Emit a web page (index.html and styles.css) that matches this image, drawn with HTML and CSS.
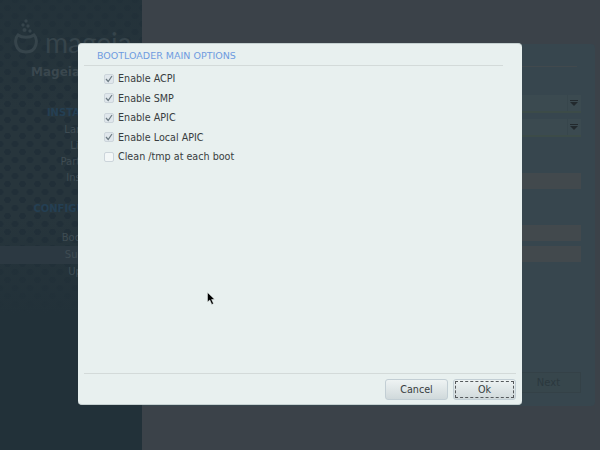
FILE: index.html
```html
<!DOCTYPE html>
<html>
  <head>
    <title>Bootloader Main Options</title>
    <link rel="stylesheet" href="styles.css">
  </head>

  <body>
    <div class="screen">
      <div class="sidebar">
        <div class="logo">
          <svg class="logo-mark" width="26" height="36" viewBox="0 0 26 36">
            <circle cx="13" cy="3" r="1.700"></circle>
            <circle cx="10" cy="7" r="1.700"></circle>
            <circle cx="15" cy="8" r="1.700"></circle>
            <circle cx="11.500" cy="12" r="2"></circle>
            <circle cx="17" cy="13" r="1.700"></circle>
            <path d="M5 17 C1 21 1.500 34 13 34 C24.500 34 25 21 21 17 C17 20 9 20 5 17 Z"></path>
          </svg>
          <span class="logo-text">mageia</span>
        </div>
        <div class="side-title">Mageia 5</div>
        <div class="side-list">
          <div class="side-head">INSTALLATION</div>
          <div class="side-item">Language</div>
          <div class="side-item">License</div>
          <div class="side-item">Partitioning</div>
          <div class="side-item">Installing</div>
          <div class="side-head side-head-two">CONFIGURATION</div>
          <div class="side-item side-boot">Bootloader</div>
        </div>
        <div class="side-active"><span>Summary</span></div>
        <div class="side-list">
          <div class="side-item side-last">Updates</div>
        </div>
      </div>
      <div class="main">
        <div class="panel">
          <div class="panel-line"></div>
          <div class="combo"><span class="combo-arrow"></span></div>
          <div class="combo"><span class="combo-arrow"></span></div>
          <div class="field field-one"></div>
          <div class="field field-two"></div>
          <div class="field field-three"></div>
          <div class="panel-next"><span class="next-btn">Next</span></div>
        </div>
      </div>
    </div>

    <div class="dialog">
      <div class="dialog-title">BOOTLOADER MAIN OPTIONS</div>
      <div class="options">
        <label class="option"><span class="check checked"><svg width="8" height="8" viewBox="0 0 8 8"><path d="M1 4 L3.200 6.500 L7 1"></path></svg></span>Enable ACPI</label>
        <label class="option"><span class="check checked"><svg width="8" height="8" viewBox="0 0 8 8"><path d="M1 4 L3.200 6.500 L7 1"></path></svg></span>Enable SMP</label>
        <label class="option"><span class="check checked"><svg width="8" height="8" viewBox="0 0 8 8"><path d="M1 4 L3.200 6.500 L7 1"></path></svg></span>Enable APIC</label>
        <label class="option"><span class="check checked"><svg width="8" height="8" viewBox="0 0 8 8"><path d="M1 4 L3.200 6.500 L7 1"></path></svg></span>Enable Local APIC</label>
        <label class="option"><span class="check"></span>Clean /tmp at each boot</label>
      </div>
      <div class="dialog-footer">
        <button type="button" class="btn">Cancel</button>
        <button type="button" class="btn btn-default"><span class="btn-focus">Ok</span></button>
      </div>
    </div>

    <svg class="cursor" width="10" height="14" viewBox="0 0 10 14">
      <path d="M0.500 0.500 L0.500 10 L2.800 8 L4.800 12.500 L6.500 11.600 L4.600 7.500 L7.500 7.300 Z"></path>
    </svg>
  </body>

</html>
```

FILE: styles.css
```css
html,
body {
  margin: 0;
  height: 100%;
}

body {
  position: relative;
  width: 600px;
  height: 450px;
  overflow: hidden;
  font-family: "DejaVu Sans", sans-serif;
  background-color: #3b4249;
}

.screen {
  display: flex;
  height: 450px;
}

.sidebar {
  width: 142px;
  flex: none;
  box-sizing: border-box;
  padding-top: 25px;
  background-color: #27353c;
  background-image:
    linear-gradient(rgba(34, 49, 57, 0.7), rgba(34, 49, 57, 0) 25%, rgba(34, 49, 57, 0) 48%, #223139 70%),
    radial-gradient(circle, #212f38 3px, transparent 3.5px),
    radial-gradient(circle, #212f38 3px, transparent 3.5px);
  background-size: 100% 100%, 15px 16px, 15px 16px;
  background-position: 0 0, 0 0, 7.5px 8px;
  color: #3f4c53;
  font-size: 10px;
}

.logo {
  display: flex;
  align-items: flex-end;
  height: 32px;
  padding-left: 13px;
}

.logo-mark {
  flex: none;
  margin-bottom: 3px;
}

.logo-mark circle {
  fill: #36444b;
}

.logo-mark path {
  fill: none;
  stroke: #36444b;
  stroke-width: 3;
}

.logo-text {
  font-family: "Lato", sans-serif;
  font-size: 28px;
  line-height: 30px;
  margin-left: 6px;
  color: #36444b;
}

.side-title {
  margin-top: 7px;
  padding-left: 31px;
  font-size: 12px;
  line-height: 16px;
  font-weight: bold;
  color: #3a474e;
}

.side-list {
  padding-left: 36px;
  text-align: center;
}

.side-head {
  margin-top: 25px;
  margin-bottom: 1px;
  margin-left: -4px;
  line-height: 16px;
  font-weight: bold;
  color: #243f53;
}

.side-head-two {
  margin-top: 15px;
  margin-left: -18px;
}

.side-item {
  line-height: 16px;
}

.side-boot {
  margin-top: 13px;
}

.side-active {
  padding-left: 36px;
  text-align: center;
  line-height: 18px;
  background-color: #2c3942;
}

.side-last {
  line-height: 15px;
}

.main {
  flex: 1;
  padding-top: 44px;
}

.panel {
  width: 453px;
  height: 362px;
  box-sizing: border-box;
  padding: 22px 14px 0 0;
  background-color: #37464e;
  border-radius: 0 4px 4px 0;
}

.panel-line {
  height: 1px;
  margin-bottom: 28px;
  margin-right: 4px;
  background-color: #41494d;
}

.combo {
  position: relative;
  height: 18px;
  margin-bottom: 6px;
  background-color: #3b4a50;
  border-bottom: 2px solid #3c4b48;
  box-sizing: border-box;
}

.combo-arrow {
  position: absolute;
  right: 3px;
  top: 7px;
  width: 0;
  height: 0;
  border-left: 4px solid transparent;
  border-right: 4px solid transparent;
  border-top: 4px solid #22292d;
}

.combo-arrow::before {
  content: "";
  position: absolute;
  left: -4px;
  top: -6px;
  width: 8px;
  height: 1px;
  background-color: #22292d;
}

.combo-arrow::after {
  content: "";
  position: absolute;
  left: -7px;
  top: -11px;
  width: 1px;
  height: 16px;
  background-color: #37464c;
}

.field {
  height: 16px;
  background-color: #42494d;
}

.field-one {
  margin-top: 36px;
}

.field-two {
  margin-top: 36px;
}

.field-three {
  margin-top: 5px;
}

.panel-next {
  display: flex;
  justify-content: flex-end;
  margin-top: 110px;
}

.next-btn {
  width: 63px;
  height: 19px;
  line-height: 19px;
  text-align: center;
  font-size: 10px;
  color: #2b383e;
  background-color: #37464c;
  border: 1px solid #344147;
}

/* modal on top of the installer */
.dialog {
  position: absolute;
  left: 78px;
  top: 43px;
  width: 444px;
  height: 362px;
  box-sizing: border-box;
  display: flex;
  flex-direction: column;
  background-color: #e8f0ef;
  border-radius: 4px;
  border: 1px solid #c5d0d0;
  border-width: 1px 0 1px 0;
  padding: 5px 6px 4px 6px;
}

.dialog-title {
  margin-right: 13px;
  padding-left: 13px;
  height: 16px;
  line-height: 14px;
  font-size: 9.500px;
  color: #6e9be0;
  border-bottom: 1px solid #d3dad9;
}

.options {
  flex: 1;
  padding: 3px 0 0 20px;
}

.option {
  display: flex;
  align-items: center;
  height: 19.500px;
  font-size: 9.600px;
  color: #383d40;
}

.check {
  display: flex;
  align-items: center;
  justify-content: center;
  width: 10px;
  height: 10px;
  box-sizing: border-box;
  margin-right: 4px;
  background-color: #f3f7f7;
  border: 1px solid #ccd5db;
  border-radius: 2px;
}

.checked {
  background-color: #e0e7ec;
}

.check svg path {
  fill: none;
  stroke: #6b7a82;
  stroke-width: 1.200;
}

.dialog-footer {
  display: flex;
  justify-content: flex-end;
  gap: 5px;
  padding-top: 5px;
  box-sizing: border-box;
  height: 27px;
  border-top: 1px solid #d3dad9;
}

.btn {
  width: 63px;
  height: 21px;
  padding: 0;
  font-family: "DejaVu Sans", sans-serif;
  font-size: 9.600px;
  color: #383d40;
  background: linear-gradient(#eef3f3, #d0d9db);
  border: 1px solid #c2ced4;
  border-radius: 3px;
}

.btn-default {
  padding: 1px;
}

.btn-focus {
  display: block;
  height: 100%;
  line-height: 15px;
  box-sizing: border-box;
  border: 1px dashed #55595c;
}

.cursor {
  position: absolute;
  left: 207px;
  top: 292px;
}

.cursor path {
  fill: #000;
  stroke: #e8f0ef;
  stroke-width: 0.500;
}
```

☆ ☆ ☆ ☆

» The problem: Search the lines for "index". Copy each line that has it.

» Exercise result:
Emit a web page (index.html and styles.css) that matches this image, drawn with HTML and CSS.
FILE: index.html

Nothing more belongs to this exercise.